Era ali que montariam seu quartel-general até que o momento propício lhes permitisse partir para o litoral e se apossar das maiores cidades. Ao todo, essa árdua caminhada durou um ano certinho, de outubro de 1934 ao mesmo mês de 1935, e custaria dezenas de milhares de vidas. Ao longo do trajeto, não foram poucas as ocasiões em que os comunistas, liderados por Mao Tsé-tung, tiveram conflitos armados contra tropas nacionalistas. Isso sem falar na fome e na exaustão.
Dos mais de 100 mil que iniciaram a jornada, só 4 mil a concluíram. E o tal momento propício para tomar o poder veio aos poucos — e por linhas tortas. Em 1939, começava a Segunda Guerra Mundial, quando finalmente nacionalistas e comunistas arranjaram outro inimigo em comum: o Japão, que havia tomado posse de terras chinesas.
Houve então uma bandeira branca entre os conterrâneos para combater os invasores, mas, na prática, os nacionalistas faziam jogo duplo — chegaram a estabelecer acordos secretos com os japoneses para minar seus rivais locais. Só que o tiro saiu pela culatra. Os comunistas ganharam identificação como a grande resistência nacional, e as tropas revolucionárias de Mao foram se fortalecendo mais e mais.

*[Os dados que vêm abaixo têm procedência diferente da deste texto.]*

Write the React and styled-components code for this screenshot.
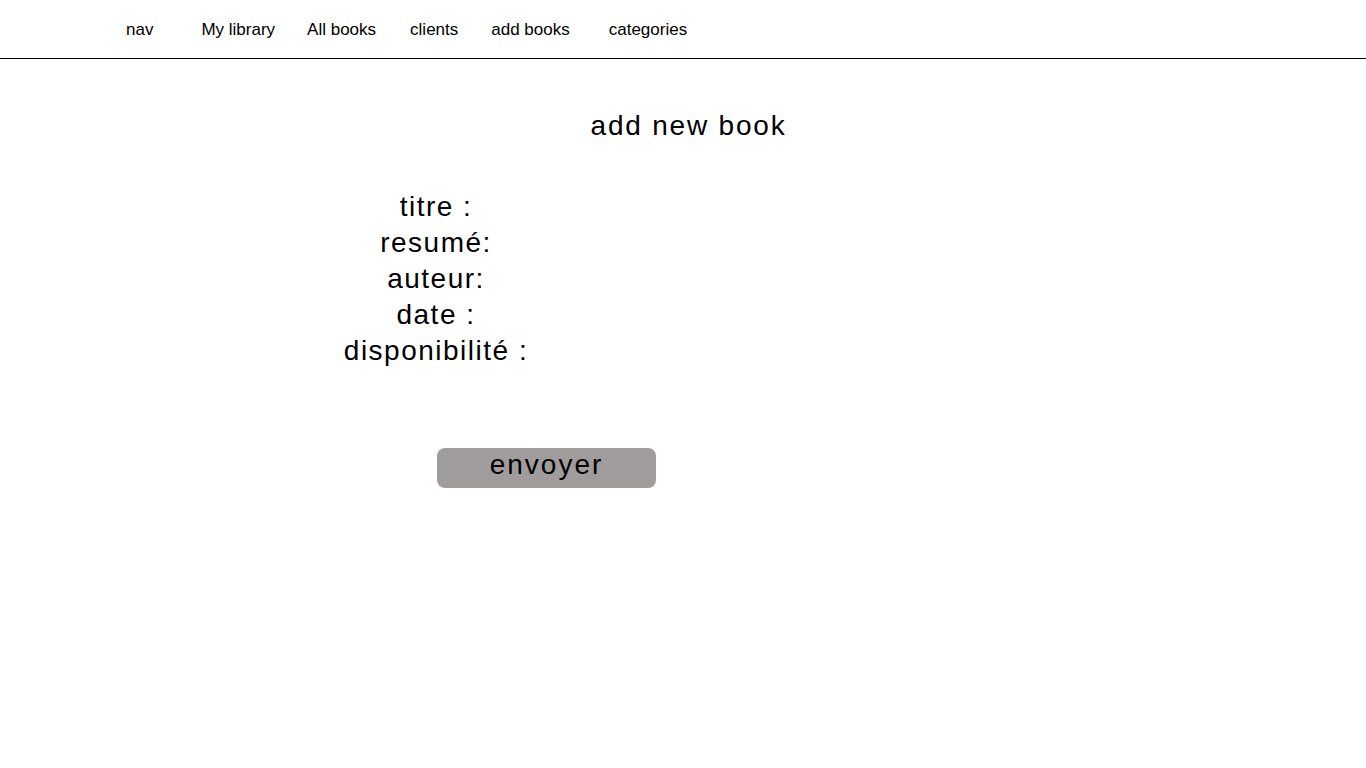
import React from 'react'
import styled, { createGlobalStyle } from 'styled-components'

const GlobalStyle = createGlobalStyle`
	body {
		margin: 0;
		background: #fff;
		color: #000;
		font-family: 'Liberation Sans', Arial, sans-serif;
	}
`

const NavBar = styled.nav`
	display: flex;
	align-items: center;
	box-sizing: border-box;
	height: 59px;
	padding: 2px 0 0 126px;
	border-bottom: 1px solid #000;
`

const NavItem = styled.a`
	margin-left: ${(p) => p.$gap || 0}px;
	font-size: 17px;
	color: #000;
	text-decoration: none;
	cursor: pointer;
`

const Main = styled.main`
	display: flex;
	flex-direction: column;
	padding-top: 51px;
`

const Title = styled.h1`
	margin: 0;
	padding-left: 11px;
	text-align: center;
	font-size: 28px;
	font-weight: normal;
	line-height: 32px;
	letter-spacing: 1.8px;
`

const Fields = styled.div`
	display: flex;
	flex-direction: column;
	width: 300px;
	margin: 47px 0 0 286px;
	text-align: center;
`

const Label = styled.label`
	font-size: 28px;
	line-height: 36px;
	letter-spacing: 1.5px;
`

const SubmitButton = styled.button`
	display: flex;
	justify-content: center;
	align-items: flex-start;
	align-self: flex-start;
	width: 219px;
	height: 40px;
	margin: 79px 0 0 437px;
	padding: 1px 0 0;
	border: none;
	border-radius: 8px;
	background: #a19c9c;
	font-family: inherit;
	font-size: 28px;
	line-height: 32px;
	letter-spacing: 2px;
	color: #000;
	cursor: pointer;
`

const links = [
	{ label: 'nav', gap: 0 },
	{ label: 'My library', gap: 48 },
	{ label: 'All books', gap: 32 },
	{ label: 'clients', gap: 34 },
	{ label: 'add books', gap: 33 },
	{ label: 'categories', gap: 39 },
]

const fields = ['titre :', 'resumé:', 'auteur:', 'date :', 'disponibilité :']

export default function App() {
	return (
		<>
			<GlobalStyle />
			<NavBar>
				{links.map((l) => (
					<NavItem key={l.label} $gap={l.gap}>
						{l.label}
					</NavItem>
				))}
			</NavBar>
			<Main>
				<Title>add new book</Title>
				<Fields>
					{fields.map((f) => (
						<Label key={f}>{f}</Label>
					))}
				</Fields>
				<SubmitButton>envoyer</SubmitButton>
			</Main>
		</>
	)
}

Quando o conflito internacional acabou, com o Japão arrasado pelo Exército americano, o foco dos chineses pôde se voltar novamente para a guerra civil. Mas aí o cenário já era outro. Os comunistas venceram e, no dia 1º de outubro de 1949, nascia a República Popular da China. A partir daí, a nação seria unificada, o Partido Comunista Chinês se consolidaria no poder de vez e, à sua frente, o “Grande Timoneiro” Mao Tsétung viraria mais que um líder supremo: seria um tipo de deus num país avesso à religião.